I have been in a huge cooking rut lately. I am tired of everything that I know how to make, and my Pinterest recipe explorations have sometimes been met with sighs and groans from the family. When I first started working at a library several years ago I was a little shocked that cookbooks were some of the most popular items that we loaned out. That was pre-husband and pre-kids. It turns out that these people have to eat every day.
So food has been on my mind of late. I listened to Father Leo Patalinghug on the Journey Home podcast a few days ago as I was shamefully making a McDonald’s run. He painted this idyllic image of a family carefully cooking and eating together with gentle gratitude for the food being served. My family does eat together every day, but often it’s hurried and fractured by infant screams.
I’m so intrigued by the French way of eating. The careful attention to the food and a table hung with linen and fine dishes and cutlery. Apparently people eat like that over there. I’ve read multiple books about French culinary culture over the years. The entire idea of two-hour lunches with multiple courses strikes me as exhausting, but I would like to introduce some new meals and vegetables into our rotation.
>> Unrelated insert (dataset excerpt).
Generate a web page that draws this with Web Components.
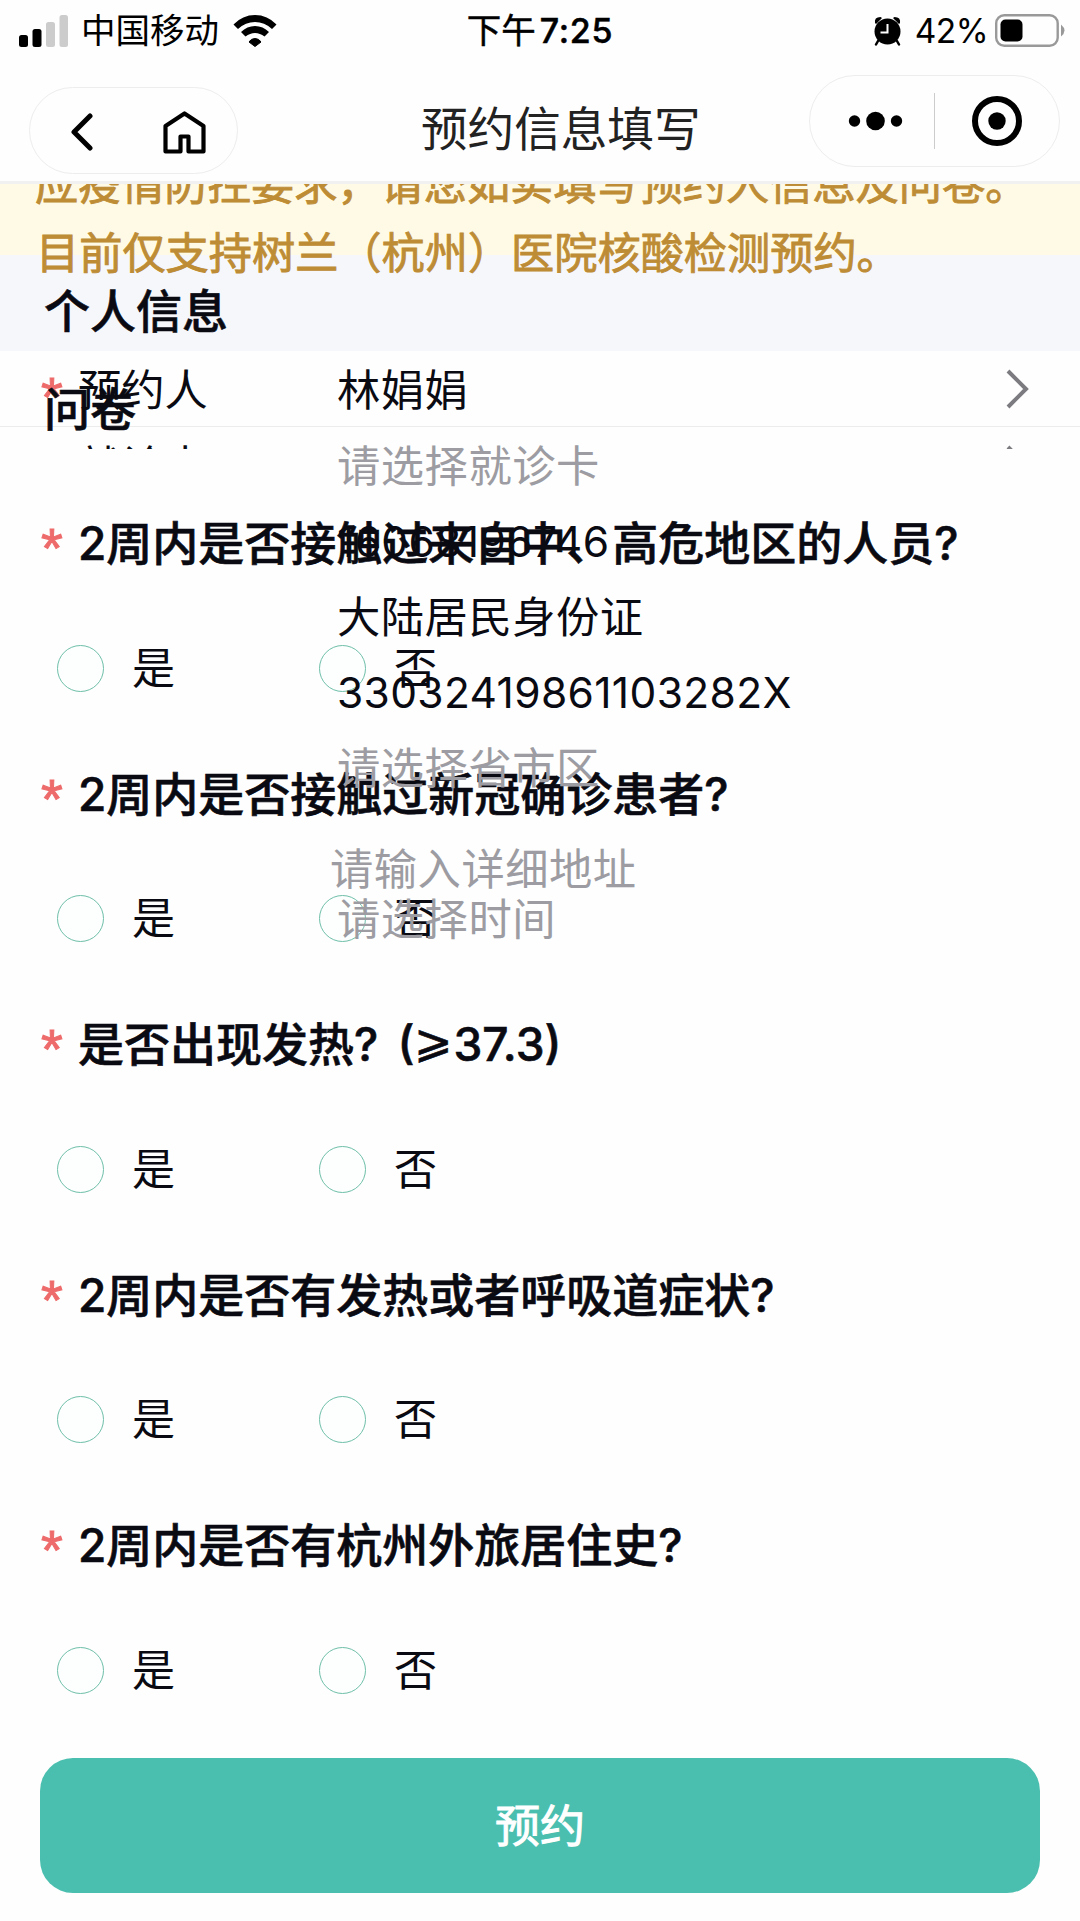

This book came home with me during my latest library trip. I am hoping to get some pointers about how to get my two year old to eat new foods. It’s turning into quite a fascinating read actually, because on top of the various food rules the author (Canadian) talks about her year in France with her French husband and two picky eaters.
There is one scene in which the author is playfully arguing with some French friends about the merits of France’s food culture. As an explanation one of the friends tossed out that the country’s traditions springs from religion, “Catholic countries have always been more interested in food. French gastronomie is like a secular communion, like a sacrament or a ceremony.”
This strikes me as true and important. Also intriguing. I think about the way Oliver and I are divided over the issue of religion, and I may never share any sacrament with him other than our daily meals taken together. That alone is good reason to take a lot more care about what we eat together as a family. I don’t know whether or not Jesus was a great cook, but he certainly seemed to enjoy eating!
Feeling inspired, I just placed a few cookbooks on hold at the library to hopefully get some new recipes and ideas! A library book and a copy machine is a powerful thing.